Lutar contra as incertezas do futuro

O enorme susto e as grandes perdas humanas e económicas levarão a repensar o modelo de sociedade na linha definida pelo Papa Francisco, caminhando num sentido mais humano, menos individualista e mais predisposto à inter-ajuda ou conduzirão a sociedades ensimesmadas, vivendo sobre si próprias e com receio de toda a socialização?
Sexta-feira, 1 Maio 2020

É para mim uma grande honra colaborar com este número comemorativo dos cem anos do Correio dos Açores e é-o tanto mais, quanto se trata de albergar uma importante iniciativa cívica do jornal que visa auxiliar um debate fundamental sobre
o modelo de sociedade e a forma de vida que emergirá depois da pandemia e de que
modo ele se projectará nos Açores.

O primeiro aspecto a sublinhar é que qualquer solução que se venha a criar para os Açores ela não poderá deixar de se incluir numa solução global e ninguém arrisca afirmar com certeza como será esta.

O enorme susto e as grandes perdas humanas e económicas levarão a repensar o modelo de sociedade na linha definida pelo Papa Francisco, caminhando num sentido mais humano, menos individualista e mais predisposto à inter-ajuda ou
conduzirão a sociedades ensimesmadas, vivendo sobre si próprias e com receio de toda a socialização?
Muitos se têm interrogado sobre se os valores democráticos irão prevalecer e, designadamente, aqueles que se prendem com a protecção da pequena parcela de reserva da privacidade que ainda nos restam.

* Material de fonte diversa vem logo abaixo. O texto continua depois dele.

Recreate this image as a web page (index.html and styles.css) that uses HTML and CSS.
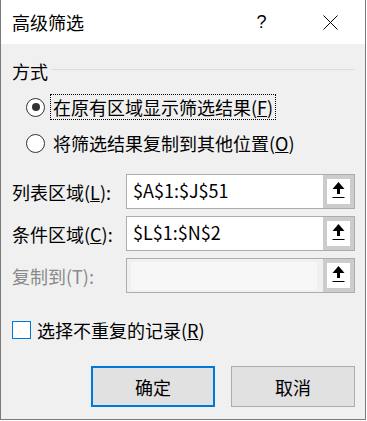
FILE: index.html
```html
<!DOCTYPE html>
<html lang="zh-CN">
<head>
    <meta charset="UTF-8">
    <title>高级筛选</title>
    <link rel="stylesheet" href="styles.css">
</head>
<body>
    <div class="window">
        <div class="titlebar">
            <span class="title">高级筛选</span>
            <span class="cap-btn help">?</span>
            <span class="cap-btn close">
                <svg width="15" height="15" viewBox="0 0 15 15">
                    <path d="M0.5 0.5L14.5 14.5M14.5 0.5L0.5 14.5" stroke="#000" stroke-width="1" fill="none"/>
                </svg>
            </span>
        </div>

        <div class="content">
            <div class="group-head">
                <span>方式</span>
                <span class="group-line"></span>
            </div>

            <label class="radio-row first">
                <span class="radio checked"></span>
                <span class="radio-text focus">在原有区域显示筛选结果(<u>F</u>)</span>
            </label>
            <label class="radio-row">
                <span class="radio"></span>
                <span class="radio-text">将筛选结果复制到其他位置(<u>O</u>)</span>
            </label>

            <div class="field first">
                <span class="field-label">列表区域(<u>L</u>):</span>
                <div class="edit">
                    <span class="edit-text">$A$1:$J$51</span>
                    <span class="pick">
                        <svg width="23" height="25" viewBox="0 0 23 25">
                            <polygon points="11.5,3 5.5,10 17.5,10" fill="#000"/>
                            <rect x="10" y="10" width="3" height="5" fill="#000"/>
                            <rect x="5.5" y="18" width="12" height="1" fill="#000"/>
                        </svg>
                    </span>
                </div>
            </div>
            <div class="field">
                <span class="field-label">条件区域(<u>C</u>):</span>
                <div class="edit">
                    <span class="edit-text">$L$1:$N$2</span>
                    <span class="pick">
                        <svg width="23" height="25" viewBox="0 0 23 25">
                            <polygon points="11.5,3 5.5,10 17.5,10" fill="#000"/>
                            <rect x="10" y="10" width="3" height="5" fill="#000"/>
                            <rect x="5.5" y="18" width="12" height="1" fill="#000"/>
                        </svg>
                    </span>
                </div>
            </div>
            <div class="field disabled">
                <span class="field-label">复制到(T):</span>
                <div class="edit">
                    <span class="edit-text"><span class="edit-fill"></span></span>
                    <span class="pick">
                        <svg width="23" height="25" viewBox="0 0 23 25">
                            <polygon points="11.5,3 5.5,10 17.5,10" fill="#000"/>
                            <rect x="10" y="10" width="3" height="5" fill="#000"/>
                            <rect x="5.5" y="18" width="12" height="1" fill="#000"/>
                        </svg>
                    </span>
                </div>
            </div>

            <label class="check-row">
                <span class="checkbox"></span>
                <span>选择不重复的记录(<u>R</u>)</span>
            </label>

            <div class="buttons">
                <button class="btn default">确定</button>
                <button class="btn">取消</button>
            </div>
        </div>
    </div>
</body>
</html>
```

FILE: styles.css
```css
body {
    margin: 0;
    background-color: #fff;
    font-family: "Noto Sans CJK SC", "Noto Sans", sans-serif;
    font-size: 18px;
    color: #000;
}

.window {
    width: 366px;
    height: 420px;
    box-sizing: border-box;
    border: 1px solid #7a7a7a;
    border-top: none;
    background-color: #f0f0f0;
}

.titlebar {
    display: flex;
    align-items: center;
    height: 44px;
    background-color: #fff;
}

.title {
    flex: 1;
    padding-left: 11px;
    line-height: 24px;
}

.cap-btn {
    display: flex;
    align-items: center;
    justify-content: center;
    width: 69px;
    height: 44px;
}

.help {
    font-family: "Liberation Sans", sans-serif;
    font-size: 18px;
}

.content {
    padding: 0 10px 0 11px;
}

.group-head {
    display: flex;
    margin-top: 15px;
    height: 24px;
    line-height: 24px;
}

.group-line {
    flex: 1;
    height: 1px;
    margin: 10px 0 0 4px;
    background-color: #dcdcdc;
}

.radio-row {
    display: flex;
    align-items: center;
    height: 26px;
    margin-top: 10px;
}

.radio-row.first {
    margin-top: 11px;
}

.radio {
    position: relative;
    width: 19px;
    height: 19px;
    box-sizing: border-box;
    margin-left: 14px;
    border: 1px solid #333;
    border-radius: 50%;
    background-color: #fff;
}

.radio.checked::after {
    content: "";
    position: absolute;
    left: 4.5px;
    top: 4.5px;
    width: 8px;
    height: 8px;
    border-radius: 50%;
    background-color: #333;
}

.radio-text {
    margin-left: 5px;
    padding: 0 2px;
    line-height: 24px;
    border: 1px solid transparent;
}

.radio-text.focus {
    border: 1px dotted #000;
}

.field {
    display: flex;
    align-items: center;
    height: 35px;
    margin-top: 7px;
}

.field.first {
    margin-top: 18px;
}

.field-label {
    width: 114px;
    line-height: 24px;
}

.field.disabled .field-label {
    color: #8a8a8a;
}

.edit {
    display: flex;
    flex: 1;
    height: 35px;
    box-sizing: border-box;
    border: 1px solid #acacac;
    background-color: #fff;
}

.edit-text {
    flex: 1;
    padding-left: 6px;
    line-height: 31px;
}

.field.disabled .edit {
    background-color: #f0f0f0;
}

.field.disabled .edit-text {
    display: flex;
    padding: 3px 6px 2px 4px;
}

.edit-fill {
    flex: 1;
    background-color: #f7f7f7;
}

.pick {
    display: flex;
    width: 31px;
    box-sizing: border-box;
    border: 4px solid #cccccc;
    background-color: #fff;
}

.check-row {
    display: flex;
    align-items: center;
    height: 24px;
    margin-top: 25px;
    line-height: 24px;
}

.checkbox {
    width: 19px;
    height: 18px;
    box-sizing: border-box;
    margin-right: 6px;
    border: 1px solid #0078d7;
    background-color: #fff;
}

.buttons {
    display: flex;
    justify-content: flex-end;
    gap: 16px;
    margin-top: 24px;
}

.btn {
    width: 124px;
    height: 41px;
    padding: 0;
    border: 1px solid #adadad;
    background-color: #e1e1e1;
    font-family: inherit;
    font-size: 18px;
    color: #000;
}

.btn.default {
    border: 2px solid #0078d7;
}
```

Outros, como Paul Krugman, vêem
nas intervenções estatais musculadas a que temos assistido o início de períodos ditatoriais prologados.
Não há certezas, mas pode haver esperanças e deve haver trabalho que nos prepare para o futuro, tanto mais quanto os resultados da política de contenção que Portugal tem, têm sido bastante positivos, merecendo aplauso internacional, por exemplo, no Der Spiegel, New York Times e France Inter.

De um ponto de vista da protecção contra novas crises impõe-se duas coisas: a primeira é acreditar nos alertas dos cientistas e na necessidade de um modelo de desenvolvimento ecológico mais saudável, a segunda é manter um Serviço Nacional de Saúde, com os meios necessários a dar resposta e que não seja necessário improvisar em face de eventuais crises futuras.
Os Açores vão ser fortemente penalizados na crise, à semelhança do resto do país mas, neste caso, acrescem aspectos específicos que se prendem com certeza com a necessidade de intervenção pública para animar a actividade económica e para assegurar a dignidade dos cidadãos.

Preocupa-me o facto da pandemia, com as consequentes restrições à circulação que ditou, e o prático encerramento da Região poder ter efeitos em sectores fundamentais, como o turismo que vinha subindo a um ritmo altíssimo e que agora vai
conhecer os reflexos de uma previsível quebra mundial significativa, à qual se poderá associar os cancelamentos de reservas que foi necessário operar e que podem deixar reflexos.
Pelas suas características únicas, os Açores têm, todavia, todas as condições para se apresentarem como um destino equilibrado, protegido e que corresponda às necessidades do futuro.

Também aqui, como em geral, no debate sobre as opções futuras será preciso contar com os órgãos de comunicação social. A nossa geração não os pode deixar morrer. Cem anos atrás era uma aventura fazer um jornal, mas foi feito. A sociedade
e os órgãos de poder político têm de amparar a comunicação social e esta tem de responder ajudando a saída da crise e apoiando ou fomentando os debates necessários.